Direction:
Retype the records below word for word and omit any image.

Dataset records:
================================

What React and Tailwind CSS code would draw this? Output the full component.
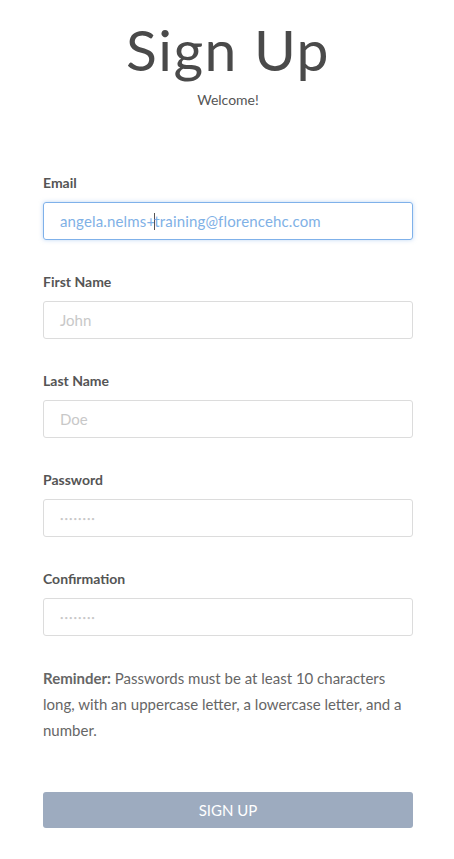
export default function App() {
  const fields = [
    { label: 'First Name', placeholder: 'John', type: 'text' },
    { label: 'Last Name', placeholder: 'Doe', type: 'text' },
    { label: 'Password', placeholder: '••••••••', type: 'password' },
    { label: 'Confirmation', placeholder: '••••••••', type: 'password' },
  ];

  return (
    <div
      className="w-[454px] min-h-[859px] bg-white pl-[43px] pr-[41px] text-[#555]"
      style={{ fontFamily: 'Lato, "Open Sans", sans-serif' }}
    >
      <div className="flex flex-col items-center pt-[17px]">
        <h1 className="text-[57px] leading-[64px] tracking-[1.5px] font-normal text-[#4a4a4a]">Sign Up</h1>
        <p className="mt-[9px] text-[14px] leading-[20px] text-[#555]">Welcome!</p>
      </div>

      <form className="mt-[63px]" onSubmit={(e) => e.preventDefault()}>
        <div className="mb-[32px]">
          <label className="block mb-[9px] text-[14px] leading-[20px] font-bold text-[#555]">Email</label>
          <div className="h-[38px] rounded-[3px] border border-[#7fb1ea] shadow-[0_0_4px_rgba(127,177,234,0.5)] flex items-center pl-[16px] text-[15px] tracking-[0.15px] text-[#7fb1e6]">
            angela.nelms+<span className="w-px h-[17px] bg-[#555] -mx-px"></span>training@florencehc.com
          </div>
        </div>

        {fields.map((f) => (
          <div key={f.label} className="mb-[32px]">
            <label className="block mb-[9px] text-[14px] leading-[20px] font-bold text-[#555]">{f.label}</label>
            <div className="h-[38px] rounded-[3px] border border-[#dcdcdc] flex items-center pl-[16px] text-[15px] text-[#c8c8c8]">
              {f.type === 'password' ? (
                <span className="text-[6px] tracking-[1px]">{f.placeholder}</span>
              ) : (
                f.placeholder
              )}
            </div>
          </div>
        ))}

        <p className="-mt-[3px] text-[15px] leading-[26px] text-[#666]">
          <strong className="font-bold">Reminder:</strong> Passwords must be at least 10 characters long, with an uppercase letter, a lowercase letter, and a number.
        </p>

        <button
          type="submit"
          className="mt-[49px] w-full h-[36px] rounded-[3px] bg-[#9dabbf] text-white text-[15px] uppercase"
        >
          Sign Up
        </button>
      </form>
    </div>
  );
}
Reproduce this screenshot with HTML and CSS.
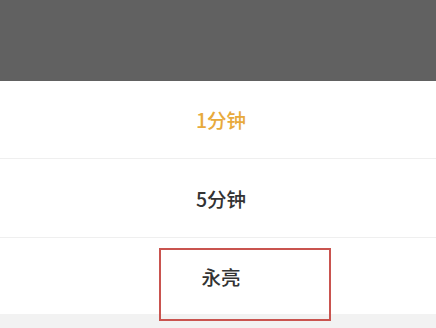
FILE: index.html
```html
<!DOCTYPE html>
<html lang="zh">
<head>
<meta charset="utf-8">
<link rel="stylesheet" href="styles.css">
</head>
<body>
<div class="mask"></div>
<div class="sheet">
  <div class="option active">1分钟</div>
  <div class="option">5分钟</div>
  <div class="option last"><span>永亮</span><div class="highlight"></div></div>
</div>
<div class="footer"></div>
</body>
</html>
```
FILE: styles.css
```css
html, body {
  margin: 0;
  padding: 0;
  width: 436px;
  height: 328px;
  overflow: hidden;
  background: #ffffff;
  font-family: "Noto Sans CJK SC", "Noto Sans", sans-serif;
}
.mask {
  height: 81px;
  background: #616161;
}
.sheet {
  display: flex;
  flex-direction: column;
  background: #ffffff;
}
.option {
  position: relative;
  height: 77px;
  display: flex;
  align-items: center;
  justify-content: center;
  padding-left: 6px;
  font-size: 19.5px;
  font-weight: 500;
  color: #333333;
  border-bottom: 1px solid #efefef;
}
.option + .option {
  height: 78px;
}
.option.last {
  height: 76px;
  border-bottom: none;
}
.option.active {
  color: #e8aa3c;
}
.footer {
  height: 14px;
  background: #f2f2f2;
}
.highlight {
  position: absolute;
  left: 159px;
  top: 10px;
  width: 168px;
  height: 69px;
  border: 2px solid #c9544f;
  z-index: 2;
}
```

================================

Solution:
What React and Tailwind CSS code would draw this? Output the full component.
export default function App() {
  const fields = [
    { label: 'First Name', placeholder: 'John', type: 'text' },
    { label: 'Last Name', placeholder: 'Doe', type: 'text' },
    { label: 'Password', placeholder: '••••••••', type: 'password' },
    { label: 'Confirmation', placeholder: '••••••••', type: 'password' },
  ];

  return (
    <div
      className="w-[454px] min-h-[859px] bg-white pl-[43px] pr-[41px] text-[#555]"
      style={{ fontFamily: 'Lato, "Open Sans", sans-serif' }}
    >
      <div className="flex flex-col items-center pt-[17px]">
        <h1 className="text-[57px] leading-[64px] tracking-[1.5px] font-normal text-[#4a4a4a]">Sign Up</h1>
        <p className="mt-[9px] text-[14px] leading-[20px] text-[#555]">Welcome!</p>
      </div>

      <form className="mt-[63px]" onSubmit={(e) => e.preventDefault()}>
        <div className="mb-[32px]">
          <label className="block mb-[9px] text-[14px] leading-[20px] font-bold text-[#555]">Email</label>
          <div className="h-[38px] rounded-[3px] border border-[#7fb1ea] shadow-[0_0_4px_rgba(127,177,234,0.5)] flex items-center pl-[16px] text-[15px] tracking-[0.15px] text-[#7fb1e6]">
            angela.nelms+<span className="w-px h-[17px] bg-[#555] -mx-px"></span>training@florencehc.com
          </div>
        </div>

        {fields.map((f) => (
          <div key={f.label} className="mb-[32px]">
            <label className="block mb-[9px] text-[14px] leading-[20px] font-bold text-[#555]">{f.label}</label>
            <div className="h-[38px] rounded-[3px] border border-[#dcdcdc] flex items-center pl-[16px] text-[15px] text-[#c8c8c8]">
              {f.type === 'password' ? (
                <span className="text-[6px] tracking-[1px]">{f.placeholder}</span>
              ) : (
                f.placeholder
              )}
            </div>
          </div>
        ))}

        <p className="-mt-[3px] text-[15px] leading-[26px] text-[#666]">
          <strong className="font-bold">Reminder:</strong> Passwords must be at least 10 characters long, with an uppercase letter, a lowercase letter, and a number.
        </p>

        <button
          type="submit"
          className="mt-[49px] w-full h-[36px] rounded-[3px] bg-[#9dabbf] text-white text-[15px] uppercase"
        >
          Sign Up
        </button>
      </form>
    </div>
  );
}
Reproduce this screenshot with HTML and CSS.
FILE: index.html
```html
<!DOCTYPE html>
<html lang="zh">
<head>
<meta charset="utf-8">
<link rel="stylesheet" href="styles.css">
</head>
<body>
<div class="mask"></div>
<div class="sheet">
  <div class="option active">1分钟</div>
  <div class="option">5分钟</div>
  <div class="option last"><span>永亮</span><div class="highlight"></div></div>
</div>
<div class="footer"></div>
</body>
</html>
```
FILE: styles.css
```css
html, body {
  margin: 0;
  padding: 0;
  width: 436px;
  height: 328px;
  overflow: hidden;
  background: #ffffff;
  font-family: "Noto Sans CJK SC", "Noto Sans", sans-serif;
}
.mask {
  height: 81px;
  background: #616161;
}
.sheet {
  display: flex;
  flex-direction: column;
  background: #ffffff;
}
.option {
  position: relative;
  height: 77px;
  display: flex;
  align-items: center;
  justify-content: center;
  padding-left: 6px;
  font-size: 19.5px;
  font-weight: 500;
  color: #333333;
  border-bottom: 1px solid #efefef;
}
.option + .option {
  height: 78px;
}
.option.last {
  height: 76px;
  border-bottom: none;
}
.option.active {
  color: #e8aa3c;
}
.footer {
  height: 14px;
  background: #f2f2f2;
}
.highlight {
  position: absolute;
  left: 159px;
  top: 10px;
  width: 168px;
  height: 69px;
  border: 2px solid #c9544f;
  z-index: 2;
}
```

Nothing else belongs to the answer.